Some context: a tiny apartment in Montmartre (18è arrondissement), rented this week so I can be at the presentation of a book (Above Ground, where I have a story) this Thursday at the Village Voice Bookshop here. Susana and I arrived on Saturday, and so far we've experienced:
- Palais de Tokio, the museum of contemporary art now showing "Dynasty", exhibition of 40 installations by upcoming (if they're lucky) young artists;
- The headquarters of the Parti communiste français, a big and graceful building by Oscar Niemeyer, that can be my "hook" to talk about what has happened and what is happening with the Left in France;
- The funiculaire up to the top of the Butte Montmartre, now supporting the huge and ugly Basilique du Sacre Coeur, but important to me for an earlier memory that the big church (with its around-the-clock prayer services) was meant to erase.
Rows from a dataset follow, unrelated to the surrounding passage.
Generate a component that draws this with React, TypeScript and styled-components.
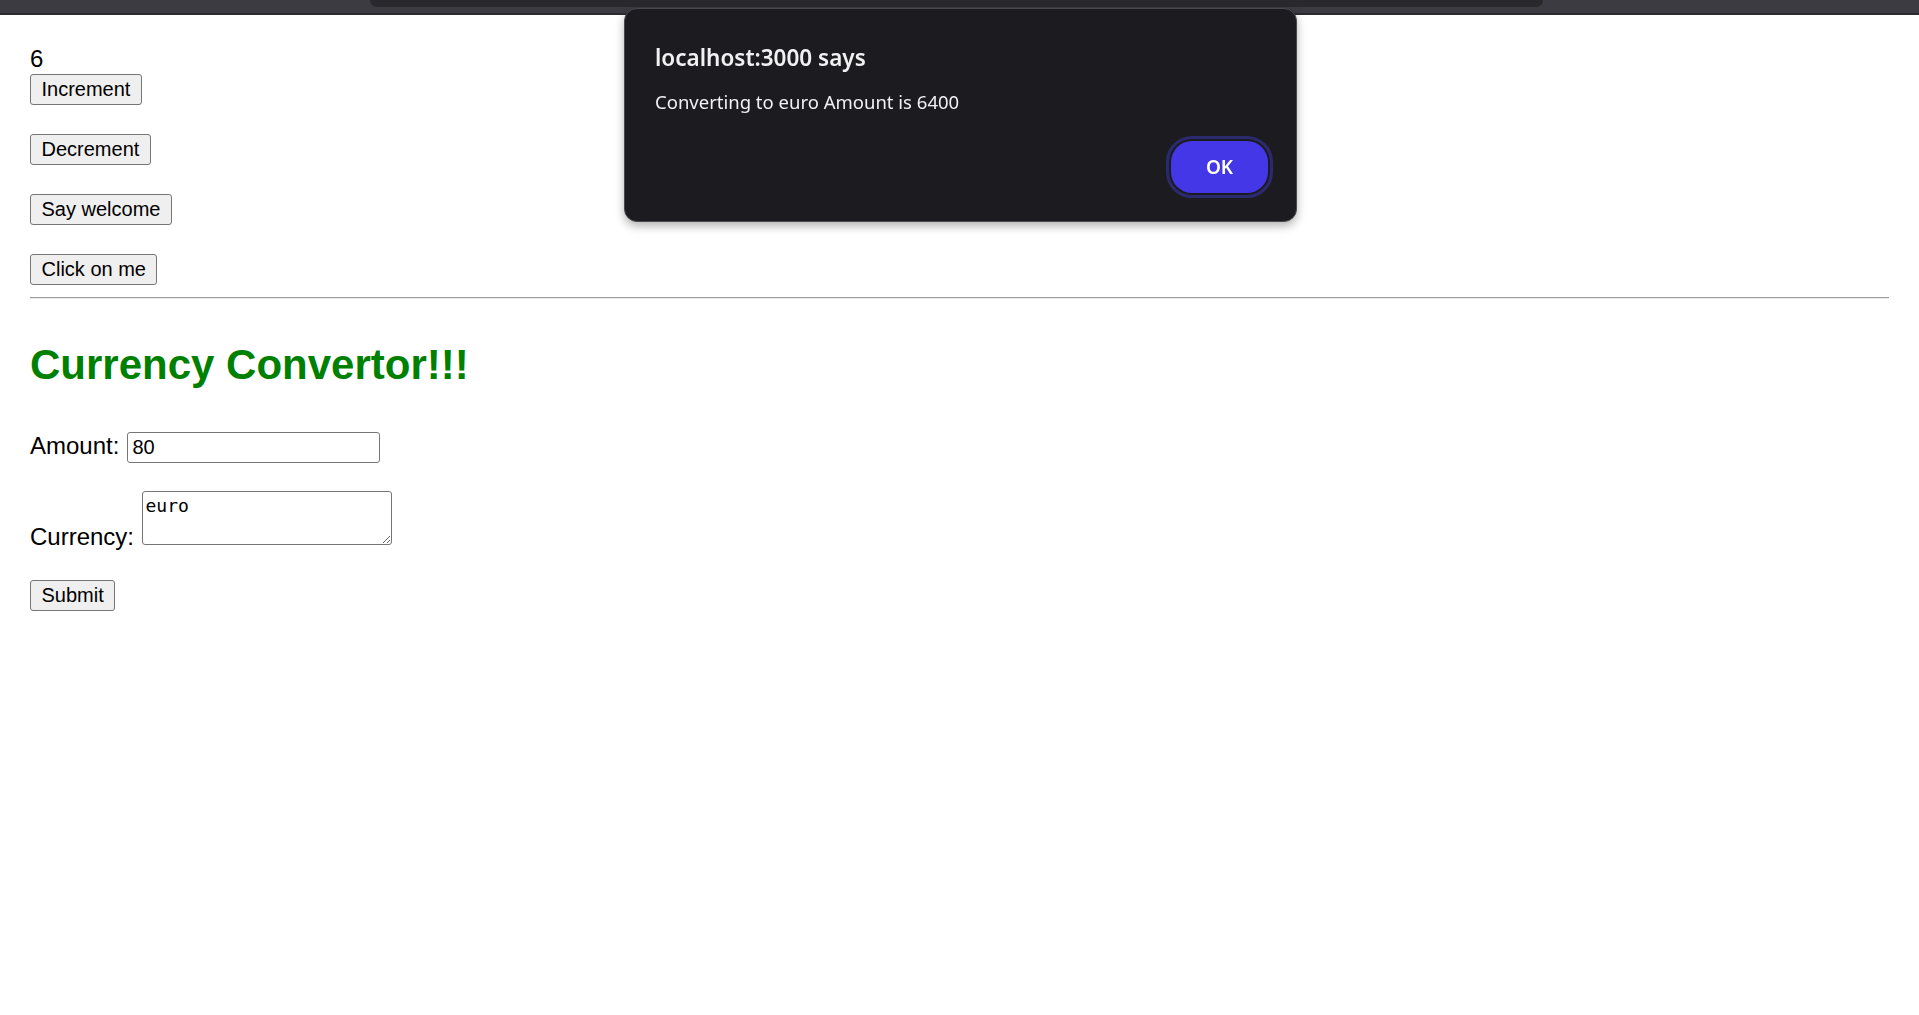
import { useState } from 'react'
import styled, { createGlobalStyle } from 'styled-components'

const GlobalStyle = createGlobalStyle`
  html, body {
    margin: 0;
    padding: 0;
    background: #fff;
  }

  body {
    font-family: "Liberation Sans", Arial, sans-serif;
    color: #000;
  }
`

const StyledChrome = styled.div`
  display: flex;
  height: 13px;
  background: #3c3b41;
  border-bottom: 2px solid #2b2a2f;
`

const StyledChromeTab = styled.div`
  margin-left: 370px;
  width: 1173px;
  height: 7px;
  background: #29282d;
  border-radius: 0 0 9px 9px;
`

const StyledPage = styled.main`
  position: relative;
  min-height: 1000px;
  padding: 30px 30px 0;
`

const StyledCount = styled.div`
  font-size: 24px;
  line-height: 27px;
`

const StyledButtons = styled.div`
  display: flex;
  flex-direction: column;
  align-items: flex-start;
  gap: 29px;
  margin-top: 2px;
`

const StyledButton = styled.button`
  display: block;
  box-sizing: border-box;
  height: 31px;
  padding: 0 10.5px;
  font-family: "Liberation Sans", Arial, sans-serif;
  font-size: 20px;
  line-height: 23px;
  color: #000;
  background: #efefef;
  border: 1.5px solid #767676;
  border-radius: 3px;
`

const StyledRule = styled.hr`
  height: 0;
  margin: 12px 0 0;
  border: 0;
  border-top: 1px solid #9a9a9a;
  border-bottom: 1px solid #ececec;
`

const StyledTitle = styled.h1`
  margin: 42px 0 0;
  font-size: 42px;
  line-height: 48px;
  font-weight: bold;
  color: #008000;
`

const StyledField = styled.div<{ $gap: number }>`
  margin-top: ${(p) => p.$gap}px;
  font-size: 24px;
  line-height: 27px;
`

const StyledAmount = styled.input`
  box-sizing: border-box;
  width: 253px;
  height: 31px;
  margin-left: 7.5px;
  padding: 0 4.5px;
  font-family: "Liberation Sans", Arial, sans-serif;
  font-size: 20px;
  color: #000;
  border: 1.5px solid #767676;
  border-radius: 3px;
  outline: none;
`

const StyledCurrency = styled.textarea`
  box-sizing: border-box;
  width: 250px;
  height: 53.5px;
  margin: 0 0 0 7.5px;
  padding: 3px 3px;
  font-family: "DejaVu Sans Mono", monospace;
  font-size: 18px;
  color: #000;
  border: 1.5px solid #767676;
  border-radius: 3px;
  outline: none;
  vertical-align: baseline;
`

const StyledSubmit = styled(StyledButton)`
  margin-top: 30px;
`

const StyledAlert = styled.div`
  position: fixed;
  top: 8px;
  left: 624px;
  z-index: 10;
  box-sizing: border-box;
  width: 673px;
  height: 214px;
  padding: 34px 28px 0 30px;
  display: flex;
  flex-direction: column;
  background: #1c1b20;
  border: 1px solid #4a494f;
  border-radius: 13px;
  box-shadow: 0 4px 10px rgba(0, 0, 0, 0.3);
  font-family: "Noto Sans", "Open Sans", sans-serif;
  color: #f1f1f3;
`

const StyledAlertTitle = styled.div`
  font-size: 22.5px;
  line-height: 30px;
  font-weight: 600;
`

const StyledAlertText = styled.div`
  margin-top: 16px;
  font-size: 18.5px;
  line-height: 26px;
`

const StyledAlertActions = styled.div`
  display: flex;
  justify-content: flex-end;
  margin-top: 26px;
`

const StyledOk = styled.button`
  width: 97px;
  height: 52px;
  padding: 0;
  font-family: "Noto Sans", "Open Sans", sans-serif;
  font-size: 19px;
  font-weight: 600;
  color: #fff;
  background: #4337e7;
  border: 0;
  border-radius: 21px;
  outline: 3.5px solid #2c2a6f;
  outline-offset: 2px;
`

function Counter() {
  const [count, setCount] = useState(6)

  return (
    <>
      <StyledCount>{count}</StyledCount>
      <StyledButtons>
        <StyledButton onClick={() => setCount(count + 1)}>Increment</StyledButton>
        <StyledButton onClick={() => setCount(count - 1)}>Decrement</StyledButton>
        <StyledButton>Say welcome</StyledButton>
        <StyledButton>Click on me</StyledButton>
      </StyledButtons>
    </>
  )
}

function CurrencyConvertor() {
  const [amount, setAmount] = useState('80')
  const [currency, setCurrency] = useState('euro')

  return (
    <form onSubmit={(e) => e.preventDefault()}>
      <StyledTitle>Currency Convertor!!!</StyledTitle>
      <StyledField $gap={43}>
        <label>Amount:</label>
        <StyledAmount value={amount} onChange={(e) => setAmount(e.target.value)} />
      </StyledField>
      <StyledField $gap={28}>
        <label>Currency:</label>
        <StyledCurrency value={currency} onChange={(e) => setCurrency(e.target.value)} />
      </StyledField>
      <StyledSubmit type="submit">Submit</StyledSubmit>
    </form>
  )
}

function Alert() {
  return (
    <StyledAlert role="alertdialog">
      <StyledAlertTitle>localhost:3000 says</StyledAlertTitle>
      <StyledAlertText>Converting to euro Amount is 6400</StyledAlertText>
      <StyledAlertActions>
        <StyledOk>OK</StyledOk>
      </StyledAlertActions>
    </StyledAlert>
  )
}

export default function App() {
  return (
    <>
      <GlobalStyle />
      <StyledChrome>
        <StyledChromeTab />
      </StyledChrome>
      <StyledPage>
        <Counter />
        <StyledRule />
        <CurrencyConvertor />
      </StyledPage>
      <Alert />
    </>
  )
}
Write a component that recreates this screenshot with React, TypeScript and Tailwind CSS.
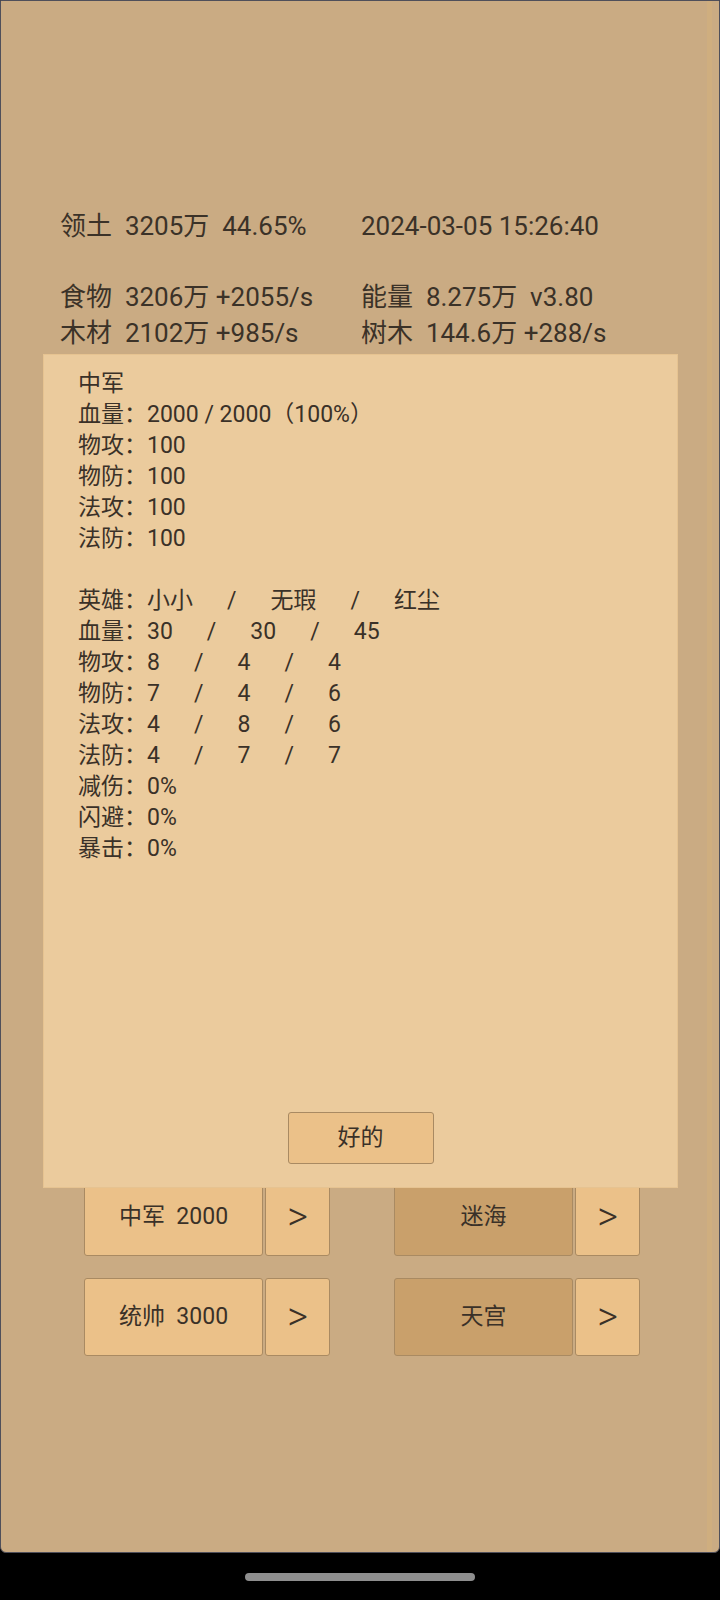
import React from "react";

const font = "font-['Roboto','Noto_Sans_CJK_SC',sans-serif]";

const heroRows: [string, string[]][] = [
  ["英雄", ["小小", "无瑕", "红尘"]],
  ["血量", ["30", "30", "45"]],
  ["物攻", ["8", "4", "4"]],
  ["物防", ["7", "4", "6"]],
  ["法攻", ["4", "8", "6"]],
  ["法防", ["4", "7", "7"]],
];

const StatLine = ({ left, right }: { left: string; right: string }) => (
  <div className="grid grid-cols-[301px_auto] h-[36px] items-center whitespace-pre">
    <span>{left}</span>
    <span>{right}</span>
  </div>
);

const TeamButton = ({ label, dark }: { label: string; dark?: boolean }) => (
  <div className="flex gap-[2px]">
    <button
      className={`w-[179px] h-[78px] rounded-[3px] border border-[#a98a62] text-[23px] text-[#3a3128] whitespace-pre ${
        dark ? "bg-[#c9a06b]" : "bg-[#ebc189]"
      }`}
    >
      {label}
    </button>
    <button className="w-[65px] h-[78px] rounded-[3px] border border-[#a98a62] bg-[#ebc189] text-[40px] font-light leading-none text-[#3a3128]">
      &gt;
    </button>
  </div>
);

export default function App() {
  return (
    <div className={`w-[720px] h-[1600px] bg-black flex flex-col ${font}`}>
      <div className="relative h-[1553px] shrink-0 bg-[#caab83] border border-[#4f4f5a] rounded-b-[6px]">
        {/* resource header */}
        <div className="pt-[206px] pl-[59px] text-[26px] text-[#3b3228]">
          <StatLine left="领土  3205万  44.65%" right="2024-03-05 15:26:40" />
          <div className="h-[36px]" />
          <div className="-mt-[1px]">
            <StatLine left="食物  3206万 +2055/s" right="能量  8.275万  v3.80" />
            <StatLine left="木材  2102万 +985/s" right="树木  144.6万 +288/s" />
          </div>
        </div>

        {/* team buttons */}
        <div className="mt-[828px] flex flex-col gap-[22px] pl-[83px]">
          <div className="flex gap-[64px]">
            <TeamButton label="中军  2000" />
            <TeamButton label="迷海" dark />
          </div>
          <div className="flex gap-[64px]">
            <TeamButton label="统帅  3000" />
            <TeamButton label="天宫" dark />
          </div>
        </div>

        <div className="absolute top-0 bottom-0 right-[7px] w-[5px] bg-[#cfae7f]" />

        {/* info dialog */}
        <div className="absolute left-[42px] top-[353px] w-[635px] h-[834px] bg-[#ebcb9d] border border-[#e6c391] flex flex-col">
          <div className="pt-[13px] pl-[34px] text-[23px] leading-[31px] text-[#3a3128] whitespace-pre">
            <div>中军</div>
            <div>血量：2000 / 2000（100%）</div>
            <div>物攻：100</div>
            <div>物防：100</div>
            <div>法攻：100</div>
            <div>法防：100</div>
            <div className="h-[31px]" />
            {heroRows.map(([k, vals]) => (
              <div key={k}>
                {k}：{vals[0]}
                <span className="px-[34px]">/</span>
                {vals[1]}
                <span className="px-[34px]">/</span>
                {vals[2]}
              </div>
            ))}
            <div>减伤：0%</div>
            <div>闪避：0%</div>
            <div>暴击：0%</div>
          </div>
          <div className="flex-1" />
          <div className="flex justify-center pb-[23px]">
            <button className="w-[146px] h-[52px] rounded-[3px] border border-[#a98a62] bg-[#ebc189] text-[23px] text-[#3a3128]">
              好的
            </button>
          </div>
        </div>
      </div>

      <div className="flex-1 flex items-center justify-center">
        <div className="w-[230px] h-[8px] rounded-full bg-[#8e8e8e]" />
      </div>
    </div>
  );
}
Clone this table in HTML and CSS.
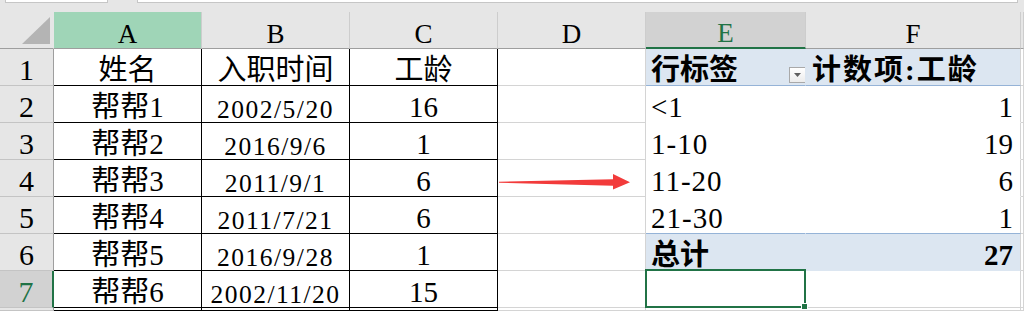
FILE: index.html
```html
<!DOCTYPE html>
<html lang="zh-CN">
<head>
<meta charset="utf-8">
<title>Sheet</title>
<link rel="stylesheet" href="styles.css">
</head>
<body>
<div class="topbar">
  <div class="namebox"></div>
  <div class="fx"></div>
</div>
<div class="sheet">
  <!-- header row -->
  <div class="c ch corner">
    <svg class="corner-tri" width="53" height="36" viewBox="0 0 53 36"><polygon points="22,32 50,5 50,32" fill="#b4b4b4"/></svg>
  </div>
  <div class="c ch hover">A</div>
  <div class="c ch">B</div>
  <div class="c ch">C</div>
  <div class="c ch">D</div>
  <div class="c ch active">E</div>
  <div class="c ch">F</div>
  <div class="c ch"></div>

  <!-- row 1 -->
  <div class="c rh">1</div>
  <div class="c t">姓名</div>
  <div class="c t">入职时间</div>
  <div class="c t">工龄</div>
  <div class="c"></div>
  <div class="c pe ph">行标签<span class="dd"><svg width="7" height="4" viewBox="0 0 7 4"><polygon points="0,0 7,0 3.5,4" fill="#5f5f5f"/></svg></span></div>
  <div class="c pf ph phf">计数项:工龄</div>
  <div class="c"></div>

  <!-- row 2 -->
  <div class="c rh">2</div>
  <div class="c t">帮帮1</div>
  <div class="c t date">2002/5/20</div>
  <div class="c t">16</div>
  <div class="c"></div>
  <div class="c pe pb lbl">&lt;1</div>
  <div class="c pf pb">1</div>
  <div class="c"></div>

  <!-- row 3 -->
  <div class="c rh">3</div>
  <div class="c t">帮帮2</div>
  <div class="c t date">2016/9/6</div>
  <div class="c t">1</div>
  <div class="c"></div>
  <div class="c pe pb lbl">1-10</div>
  <div class="c pf pb">19</div>
  <div class="c"></div>

  <!-- row 4 -->
  <div class="c rh">4</div>
  <div class="c t">帮帮3</div>
  <div class="c t date">2011/9/1</div>
  <div class="c t">6</div>
  <div class="c arrow-cell">
    <svg class="arrow" width="148" height="36" viewBox="0 0 148 36"><polygon points="1,21.7 115,19.3 115,14 132,22.2 115,29.4 115,25.7 1,22.7" fill="#f23b3b"/></svg>
  </div>
  <div class="c pe pb lbl">11-20</div>
  <div class="c pf pb">6</div>
  <div class="c"></div>

  <!-- row 5 -->
  <div class="c rh">5</div>
  <div class="c t">帮帮4</div>
  <div class="c t date">2011/7/21</div>
  <div class="c t">6</div>
  <div class="c"></div>
  <div class="c pe pl lbl">21-30</div>
  <div class="c pf pl">1</div>
  <div class="c"></div>

  <!-- row 6 -->
  <div class="c rh">6</div>
  <div class="c t">帮帮5</div>
  <div class="c t date">2016/9/28</div>
  <div class="c t">1</div>
  <div class="c"></div>
  <div class="c pe ptot">总计</div>
  <div class="c pf ptot">27</div>
  <div class="c"></div>

  <!-- row 7 -->
  <div class="c rh active">7</div>
  <div class="c t">帮帮6</div>
  <div class="c t date">2002/11/20</div>
  <div class="c t">15</div>
  <div class="c"></div>
  <div class="c selected"><span class="selbox"></span></div>
  <div class="c"></div>
  <div class="c"></div>

  <!-- row 8 (partial) -->
  <div class="c rh"></div>
  <div class="c t"></div>
  <div class="c t"></div>
  <div class="c t"></div>
  <div class="c"></div>
  <div class="c"></div>
  <div class="c"></div>
  <div class="c"></div>
</div>
</body>
</html>
```

FILE: styles.css
```css
html, body {
  margin: 0;
  padding: 0;
  background: #ffffff;
}
body {
  width: 1024px;
  height: 311px;
  overflow: hidden;
  font-family: "Liberation Serif", "Noto Sans CJK SC", serif;
  color: #000;
}

.topbar {
  height: 12px;
  background: #e6e6e6;
  display: flex;
  align-items: flex-start;
}
.namebox,
.fx {
  height: 2px;
  background: #ffffff;
  border: 1px solid #c6c6c6;
  border-top: none;
}
.namebox {
  margin-left: 5px;
  width: 101px;
}
.fx {
  margin-left: 29px;
  width: 879px;
}

.sheet {
  display: grid;
  grid-template-columns: 54px 148px 148px 148px 148px 160px 215px 3px;
  grid-template-rows: repeat(8, 37px) 3px;
}

.c {
  box-sizing: border-box;
  display: flex;
  align-items: flex-end;
  justify-content: center;
  border-right: 1px solid #d4d4d4;
  border-bottom: 1px solid #d4d4d4;
  font-size: 29px;
  line-height: 29px;
  white-space: nowrap;
  overflow: hidden;
}

/* column headers */
.ch {
  background: #e6e6e6;
  border-right-color: #cdcdcd;
  border-bottom-color: #9e9e9e;
  font-size: 27px;
  line-height: 27px;
}
.ch.hover {
  background: #9fd5b7;
}
.ch.active {
  background: #d2d2d2;
  color: #217346;
  border-bottom: 2px solid #217346;
}
.corner {
  position: relative;
  border-right-color: #e6e6e6;
}
.corner-tri {
  position: absolute;
  left: 0;
  top: 0;
}

/* row headers */
.rh {
  background: #e6e6e6;
  border-right-color: #9e9e9e;
  border-bottom-color: #c4c4c4;
  font-size: 30px;
  line-height: 30px;
}
.rh.active {
  background: #d2d2d2;
  color: #217346;
  border-right: 2px solid #217346;
}

/* bordered data table */
.t {
  border-right-color: #000;
  border-bottom-color: #000;
}
.date {
  font-size: 25.5px;
  line-height: 25.5px;
  letter-spacing: 1.5px;
}

/* pivot table */
.pe {
  justify-content: flex-start;
  padding-left: 5px;
  border-right-color: transparent;
}
.pf {
  justify-content: flex-end;
  padding-right: 7px;
}
.lbl {
  letter-spacing: 1px;
}
.ph {
  background: #dce6f1;
  border-bottom-color: #95b3d7;
  font-weight: bold;
  position: relative;
}
.phf {
  justify-content: flex-start;
  padding-left: 6px;
  padding-right: 0;
  letter-spacing: 2px;
}
.pb {
  border-bottom-color: transparent;
}
.pl {
  border-bottom-color: #95b3d7;
}
.ptot {
  background: #dce6f1;
  border-bottom-color: transparent;
  font-weight: bold;
}

.dd {
  position: absolute;
  right: -1px;
  top: 18px;
  width: 17px;
  height: 16px;
  box-sizing: border-box;
  border: 1px solid #a9a9a9;
  background: linear-gradient(#ffffff, #ececec);
  display: flex;
  align-items: center;
  justify-content: center;
}

/* arrow drawn over column D */
.arrow-cell {
  position: relative;
  overflow: visible;
}
.arrow {
  position: absolute;
  left: 0;
  top: 0;
}

/* active cell E7 */
.selected {
  position: relative;
  overflow: visible;
}
.selbox {
  position: absolute;
  top: -2px;
  left: -1px;
  right: -1px;
  bottom: -1px;
  border: 2px solid #217346;
}
.selbox::after {
  content: "";
  position: absolute;
  right: -4px;
  bottom: -4px;
  width: 5px;
  height: 5px;
  background: #217346;
  border: 1px solid #ffffff;
}
```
That was where the revolt that sparked the Commune took place, 18 March 1871. The Paris Commune, a defining episode of the European and global Left--well, that's one of those topics on which there is too much to say: So far I've only made one small attempt, in a short story, but I'll come back to it again. And again it will be through fiction, to try to reach the sensation of such exuberant hopes and disappointment;
- Musée du Quai Branly, vastly improved since our earlier visit--another topic I'll want to write about when I'm back to my familiar keyboard.